The Conditional Production

The primary notion in Grogix is the "extraction" of structure, or essence, or form, "from" the system being designed, and the "concentration" of that structure "into" the operational grammar, which executes the system.

The basic construct that makes this possible is The Conditional Production. The typical grammar used for parsing will pair patterns with actions, which can be transformations. In contrast, the Conditional Production in the grammar only defines the non-terminal if the condition is met at run-time. This, along with the recursion found in any grammar, allows the definition of a single, finite grammar with infinite numbers of state combinations. Any programming language with iteration or recursion can do this, but only Grogix puts it into a single grammatical structure.

Grogix's "hello world" example:

. start ... default ... hello world

And a more complex version, making use of Conditional Productions:

. start ... default ... hello {{name}}
. name ... *user=="greg" ... mister G
. name ... default ... {{*user}}

"default" is the default or base condition. When a conditional expression that evaluates true is reached, moving from the top to the bottom of the list of productions, that production becomes active.

In these examples, the far right, past the second ellipsis, is a text template, marked or escaped by these {{ call outs }} to further non-terminals or variable values.

The * construction represents an interface variable.
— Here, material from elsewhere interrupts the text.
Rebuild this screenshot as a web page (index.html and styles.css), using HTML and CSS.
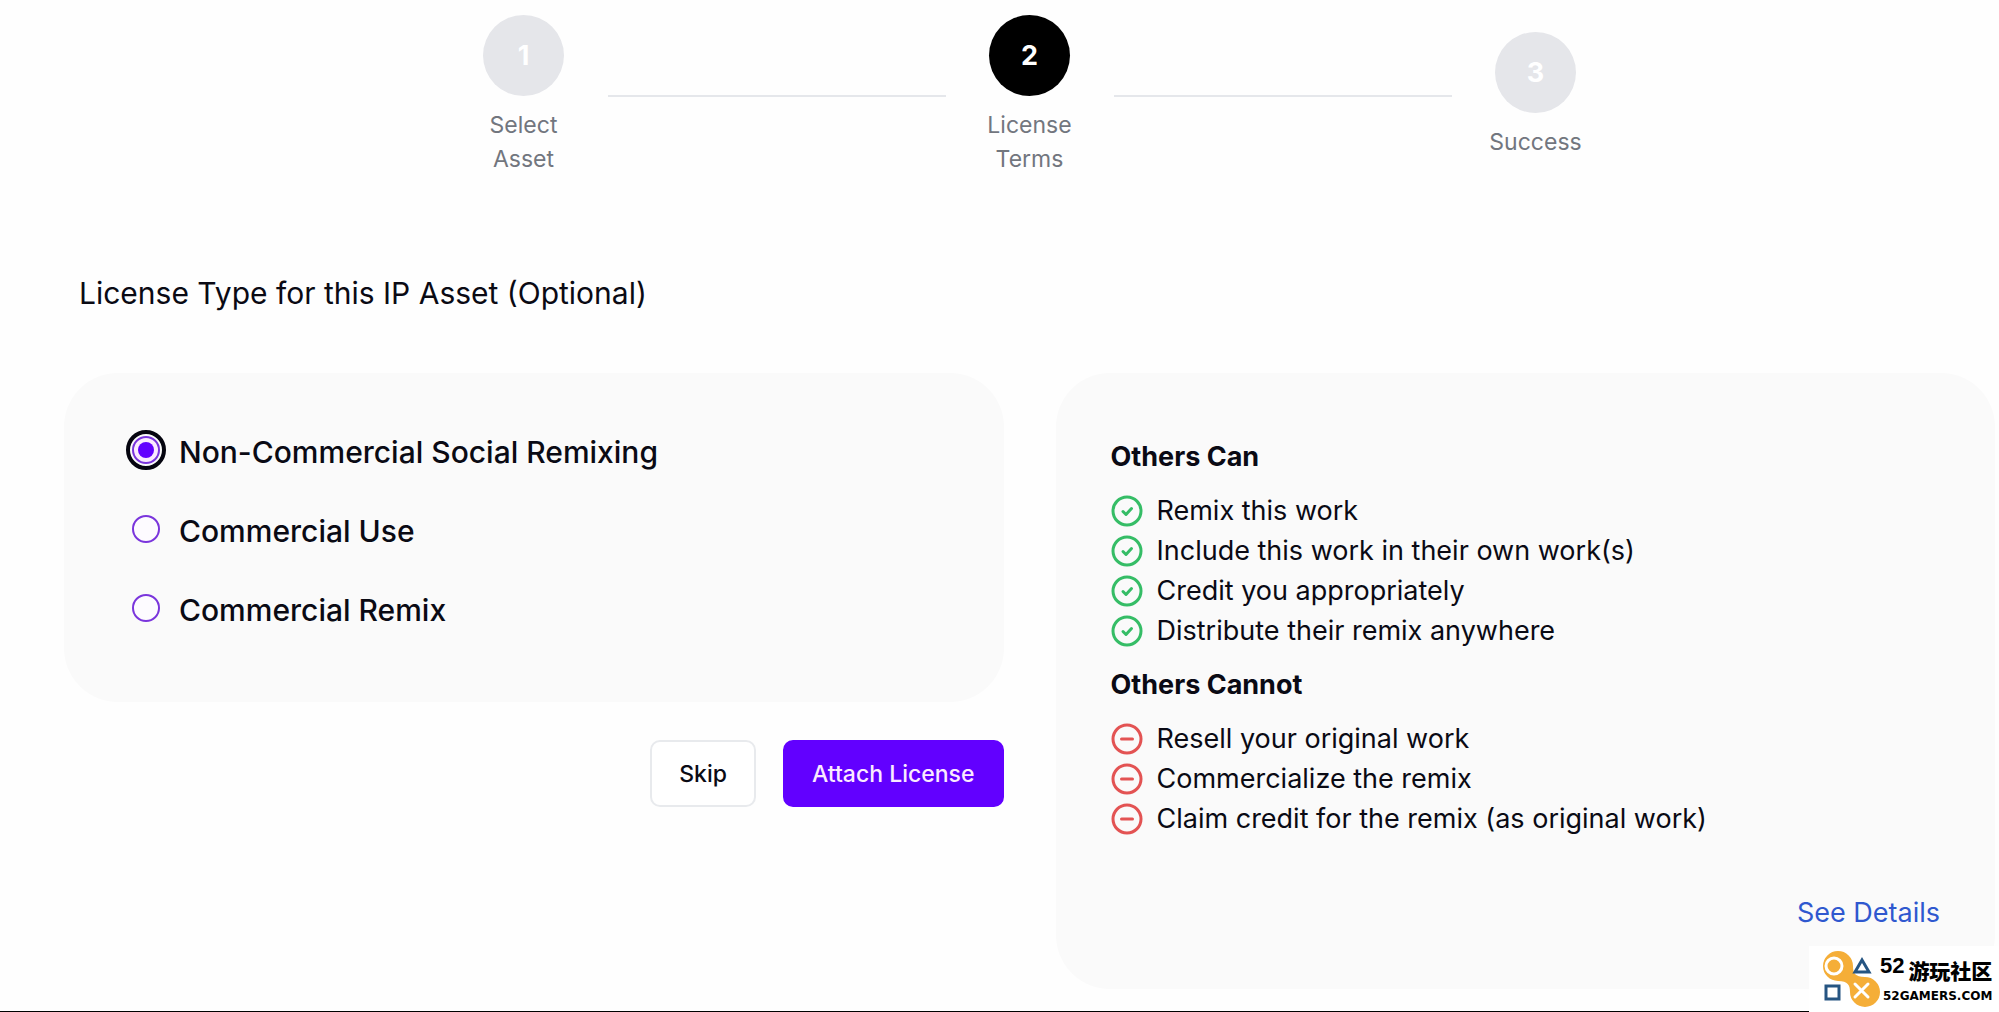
FILE: index.html
```html
<!DOCTYPE html>
<html lang="en">
<head>
<meta charset="utf-8">
<meta name="viewport" content="width=device-width, initial-scale=1">
<title>License Terms</title>
<link rel="stylesheet" href="styles.css">
</head>
<body>
<svg class="sprite" aria-hidden="true">
  <symbol id="check" viewBox="0 0 32 32"><circle cx="16" cy="16" r="14"/><path d="M12 16.500l3 3 5.500-6"/></symbol>
  <symbol id="minus" viewBox="0 0 32 32"><circle cx="16" cy="16" r="14"/><path d="M10.500 16h11"/></symbol>
</svg>
<main class="page">
  <ol class="stepper">
    <li class="step"><span class="step-number">1</span><span class="step-label">Select Asset</span></li>
    <li class="step-line" role="presentation"></li>
    <li class="step step-active" aria-current="step"><span class="step-number">2</span><span class="step-label">License Terms</span></li>
    <li class="step-line" role="presentation"></li>
    <li class="step"><span class="step-number">3</span><span class="step-label">Success</span></li>
  </ol>

  <h1 class="title" id="license-title">License Type for this IP Asset (Optional)</h1>

  <div class="columns">
    <form class="license-form">
      <div class="card options" role="radiogroup" aria-labelledby="license-title">
        <label class="option"><input class="radio" type="radio" name="license" checked>Non-Commercial Social Remixing</label>
        <label class="option"><input class="radio" type="radio" name="license">Commercial Use</label>
        <label class="option"><input class="radio" type="radio" name="license">Commercial Remix</label>
      </div>
      <div class="actions">
        <button class="button" type="button">Skip</button>
        <button class="button button-primary" type="button">Attach License</button>
      </div>
    </form>

    <section class="card terms">
      <h2 class="terms-heading">Others Can</h2>
      <ul class="terms-list can">
        <li><svg class="icon"><use href="#check"/></svg>Remix this work</li>
        <li><svg class="icon"><use href="#check"/></svg>Include this work in their own work(s)</li>
        <li><svg class="icon"><use href="#check"/></svg>Credit you appropriately</li>
        <li><svg class="icon"><use href="#check"/></svg>Distribute their remix anywhere</li>
      </ul>
      <h2 class="terms-heading">Others Cannot</h2>
      <ul class="terms-list cannot">
        <li><svg class="icon"><use href="#minus"/></svg>Resell your original work</li>
        <li><svg class="icon"><use href="#minus"/></svg>Commercialize the remix</li>
        <li><svg class="icon"><use href="#minus"/></svg>Claim credit for the remix (as original work)</li>
      </ul>
      <a class="details" href="#">See Details</a>
    </section>
  </div>
</main>

<aside class="badge">
  <svg class="badge-logo" viewBox="0 0 58 58" aria-hidden="true">
    <path class="badge-blob" d="M16 1a15 15 0 0 1 15 15c0 7 2 11 12 11a15 15 0 1 1-15 15c0-7-2-11-12-11a15 15 0 0 1 0-30z"/>
    <circle class="badge-light" cx="12" cy="16" r="8"/>
    <path class="badge-light" d="M33 34l13 13M46 34l-13 13"/>
    <path class="badge-blue" d="M40 10l7 12H33z"/>
    <path class="badge-blue" d="M4 36h13v13H4z"/>
  </svg>
  <div class="badge-text">
    <div class="badge-name"><span class="badge-number">52</span><span class="badge-title" lang="zh-CN">游玩社区</span></div>
    <div class="badge-domain">52GAMERS.COM</div>
  </div>
</aside>
</body>
</html>
```
FILE: styles.css
```css
* { box-sizing: border-box; }

body {
  margin: 0;
  min-height: 100vh;
  border-bottom: 1px solid #000;
  background: #fefefe;
  color: #0a0a14;
  font-family: Inter, "Noto Sans CJK SC", sans-serif;
}

.sprite { display: none; }

.page { padding: 15px 4px 20px 64px; }

.stepper {
  display: flex;
  align-items: center;
  max-width: 1180px;
  margin: 0 auto;
  padding: 0;
  list-style: none;
}

.step {
  display: flex;
  flex-direction: column;
  align-items: center;
  gap: 12px;
  width: 168px;
  padding: 0 40px;
  color: #72767e;
  font-size: 23px;
  line-height: 34px;
  text-align: center;
}

.step-number {
  display: grid;
  place-items: center;
  width: 81px;
  height: 81px;
  border-radius: 50%;
  background: #e5e6ea;
  color: #fff;
  font-size: 27px;
  font-weight: 700;
}

.step-active .step-number { background: #000; }

.step-line {
  flex: 1;
  height: 2px;
  background: #e5e7eb;
}

.title {
  margin: 97px 0 60px 15px;
  font-size: 30px;
  font-weight: 400;
  line-height: 40px;
}

.columns {
  display: grid;
  grid-template-columns: 1fr 1fr;
  gap: 52px;
  align-items: start;
}

.card {
  border-radius: 54px;
  background: #fafafa;
}

.options {
  display: flex;
  flex-direction: column;
  gap: 39px;
  padding: 59px 68px 72px;
}

.option {
  display: flex;
  align-items: center;
  gap: 19px;
  font-size: 30px;
  font-weight: 500;
  line-height: 40px;
}

.radio {
  appearance: none;
  display: grid;
  place-items: center;
  width: 28px;
  height: 28px;
  margin: 0 0 4px;
  border: 2px solid #7a35dc;
  border-radius: 50%;
  background: #fdfbff;
}

.radio:checked {
  outline: 4px solid #05050f;
  outline-offset: 2px;
  background: #fbeaff;
}

.radio:checked::before {
  content: "";
  width: 16px;
  height: 16px;
  border-radius: 50%;
  background: #6200ff;
}

.actions {
  display: flex;
  justify-content: flex-end;
  gap: 27px;
  margin-top: 38px;
}

.button {
  height: 67px;
  padding: 0 27px;
  border: 2px solid #e8eaed;
  border-radius: 10px;
  background: #fff;
  color: #0a0a14;
  font-family: inherit;
  font-size: 23px;
  font-weight: 500;
}

.button-primary {
  border-color: #6200ff;
  background: #6200ff;
  color: #fbeaff;
}

.terms {
  display: flex;
  flex-direction: column;
  padding: 64px 55px;
  font-size: 27px;
  line-height: 40px;
}

.terms-heading {
  margin: 0 0 14px;
  font-size: 27px;
  font-weight: 700;
}

.terms-list {
  margin: 0 0 14px;
  padding: 0;
  list-style: none;
}

.terms-list li {
  display: flex;
  align-items: center;
  gap: 14px;
}

.icon {
  flex: none;
  width: 32px;
  height: 32px;
  fill: none;
  stroke: currentColor;
  stroke-width: 3;
  stroke-linecap: round;
  stroke-linejoin: round;
}

.can .icon { color: #35bd66; }
.cannot .icon { color: #e35353; }

.details {
  align-self: flex-end;
  margin: 40px 0 -8px;
  color: #2f58cf;
  text-decoration: none;
}

.badge {
  position: fixed;
  right: 0;
  bottom: 0;
  display: flex;
  width: 190px;
  height: 66px;
  padding: 4px 0 0 13px;
  background: #fff;
  color: #000;
}

.badge-logo {
  flex: none;
  width: 58px;
  height: 58px;
}

.badge-blob { fill: #f5ae38; }
.badge-light { fill: none; stroke: #fff; stroke-width: 3; stroke-linecap: round; }
.badge-blue { fill: none; stroke: #265582; stroke-width: 3; }

.badge-name {
  display: flex;
  justify-content: space-between;
  height: 38px;
  white-space: nowrap;
}

.badge-number {
  font-family: "Liberation Sans", sans-serif;
  font-size: 22px;
  font-weight: 700;
  line-height: 32px;
}

.badge-title {
  font-family: "Noto Sans CJK SC", sans-serif;
  font-size: 21px;
  font-weight: 900;
  line-height: 40px;
}

.badge-domain {
  padding-left: 3px;
  font-family: "DejaVu Sans", sans-serif;
  font-size: 12px;
  font-weight: 700;
  line-height: 16px;
}
```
The grammar runs within an interface, and the grammar has various ways of receiving values from the interface. The interface here is not defined, making the grammar a kind of operational idealization, which can be used with multiple interfaces. One interface that we can imagine for these examples is a terminal program which has the user's login name available to it, which it then provides to the grammar. The grammar exits when the tree is fully traversed. We could imagine the interface then provides this result to the user, and quits. We could also imagine the exact same grammar for a web-based terminal service. A grammar can be written to remain abstract from such considerations, making it ideal for portability, or insertion into legacy situations. It could be also contain layers of sets of productions specifically written to deal with the outside world beyond more transparent interfaces, and these layers might be swapped out for different outside contexts.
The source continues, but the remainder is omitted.